(Code that builds pages)
################

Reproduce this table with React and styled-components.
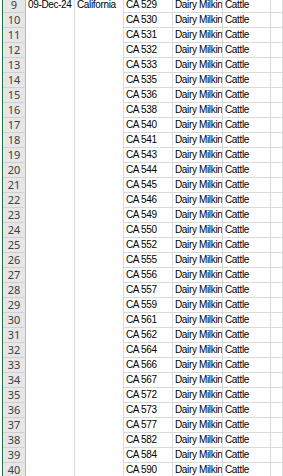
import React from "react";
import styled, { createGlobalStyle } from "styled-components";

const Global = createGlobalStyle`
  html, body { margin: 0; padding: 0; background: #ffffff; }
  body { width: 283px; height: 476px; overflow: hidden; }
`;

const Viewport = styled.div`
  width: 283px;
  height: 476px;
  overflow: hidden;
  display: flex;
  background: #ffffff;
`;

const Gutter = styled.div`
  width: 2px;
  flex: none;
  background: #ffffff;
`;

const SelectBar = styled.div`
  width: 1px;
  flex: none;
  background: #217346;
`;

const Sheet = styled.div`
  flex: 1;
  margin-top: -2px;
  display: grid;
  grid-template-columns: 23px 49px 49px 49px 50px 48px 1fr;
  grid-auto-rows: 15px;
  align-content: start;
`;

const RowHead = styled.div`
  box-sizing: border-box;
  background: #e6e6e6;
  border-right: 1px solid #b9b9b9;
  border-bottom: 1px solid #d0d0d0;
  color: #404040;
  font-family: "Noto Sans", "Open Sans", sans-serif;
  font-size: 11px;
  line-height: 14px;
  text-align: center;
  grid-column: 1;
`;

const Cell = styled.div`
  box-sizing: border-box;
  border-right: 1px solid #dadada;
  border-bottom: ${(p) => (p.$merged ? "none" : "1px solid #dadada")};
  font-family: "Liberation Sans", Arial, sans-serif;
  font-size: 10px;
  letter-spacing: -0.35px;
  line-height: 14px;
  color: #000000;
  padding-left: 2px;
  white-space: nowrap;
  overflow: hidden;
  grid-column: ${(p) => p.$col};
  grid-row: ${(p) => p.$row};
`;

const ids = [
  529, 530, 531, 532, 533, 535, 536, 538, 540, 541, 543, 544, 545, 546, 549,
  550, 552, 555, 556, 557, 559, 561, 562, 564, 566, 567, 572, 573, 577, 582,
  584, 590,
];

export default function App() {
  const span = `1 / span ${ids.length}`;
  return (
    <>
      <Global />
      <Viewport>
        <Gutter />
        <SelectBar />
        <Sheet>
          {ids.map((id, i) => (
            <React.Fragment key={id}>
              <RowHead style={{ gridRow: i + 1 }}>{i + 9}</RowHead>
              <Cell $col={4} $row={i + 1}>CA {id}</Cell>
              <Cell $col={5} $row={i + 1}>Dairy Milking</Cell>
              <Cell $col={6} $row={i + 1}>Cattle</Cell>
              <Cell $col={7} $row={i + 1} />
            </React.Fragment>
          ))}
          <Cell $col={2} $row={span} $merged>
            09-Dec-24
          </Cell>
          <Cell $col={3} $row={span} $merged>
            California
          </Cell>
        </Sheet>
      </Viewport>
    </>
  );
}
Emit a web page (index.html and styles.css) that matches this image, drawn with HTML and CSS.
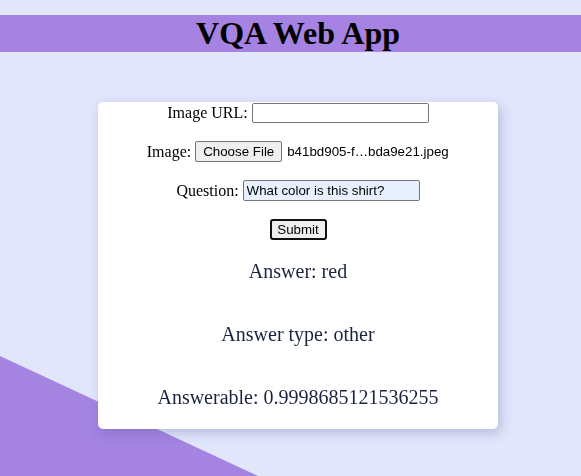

################

Instructions for the task:
The records above must be printed exactly; the pictures stay out.

Finished task:
Reproduce this table with React and styled-components.
import React from "react";
import styled, { createGlobalStyle } from "styled-components";

const Global = createGlobalStyle`
  html, body { margin: 0; padding: 0; background: #ffffff; }
  body { width: 283px; height: 476px; overflow: hidden; }
`;

const Viewport = styled.div`
  width: 283px;
  height: 476px;
  overflow: hidden;
  display: flex;
  background: #ffffff;
`;

const Gutter = styled.div`
  width: 2px;
  flex: none;
  background: #ffffff;
`;

const SelectBar = styled.div`
  width: 1px;
  flex: none;
  background: #217346;
`;

const Sheet = styled.div`
  flex: 1;
  margin-top: -2px;
  display: grid;
  grid-template-columns: 23px 49px 49px 49px 50px 48px 1fr;
  grid-auto-rows: 15px;
  align-content: start;
`;

const RowHead = styled.div`
  box-sizing: border-box;
  background: #e6e6e6;
  border-right: 1px solid #b9b9b9;
  border-bottom: 1px solid #d0d0d0;
  color: #404040;
  font-family: "Noto Sans", "Open Sans", sans-serif;
  font-size: 11px;
  line-height: 14px;
  text-align: center;
  grid-column: 1;
`;

const Cell = styled.div`
  box-sizing: border-box;
  border-right: 1px solid #dadada;
  border-bottom: ${(p) => (p.$merged ? "none" : "1px solid #dadada")};
  font-family: "Liberation Sans", Arial, sans-serif;
  font-size: 10px;
  letter-spacing: -0.35px;
  line-height: 14px;
  color: #000000;
  padding-left: 2px;
  white-space: nowrap;
  overflow: hidden;
  grid-column: ${(p) => p.$col};
  grid-row: ${(p) => p.$row};
`;

const ids = [
  529, 530, 531, 532, 533, 535, 536, 538, 540, 541, 543, 544, 545, 546, 549,
  550, 552, 555, 556, 557, 559, 561, 562, 564, 566, 567, 572, 573, 577, 582,
  584, 590,
];

export default function App() {
  const span = `1 / span ${ids.length}`;
  return (
    <>
      <Global />
      <Viewport>
        <Gutter />
        <SelectBar />
        <Sheet>
          {ids.map((id, i) => (
            <React.Fragment key={id}>
              <RowHead style={{ gridRow: i + 1 }}>{i + 9}</RowHead>
              <Cell $col={4} $row={i + 1}>CA {id}</Cell>
              <Cell $col={5} $row={i + 1}>Dairy Milking</Cell>
              <Cell $col={6} $row={i + 1}>Cattle</Cell>
              <Cell $col={7} $row={i + 1} />
            </React.Fragment>
          ))}
          <Cell $col={2} $row={span} $merged>
            09-Dec-24
          </Cell>
          <Cell $col={3} $row={span} $merged>
            California
          </Cell>
        </Sheet>
      </Viewport>
    </>
  );
}
Emit a web page (index.html and styles.css) that matches this image, drawn with HTML and CSS.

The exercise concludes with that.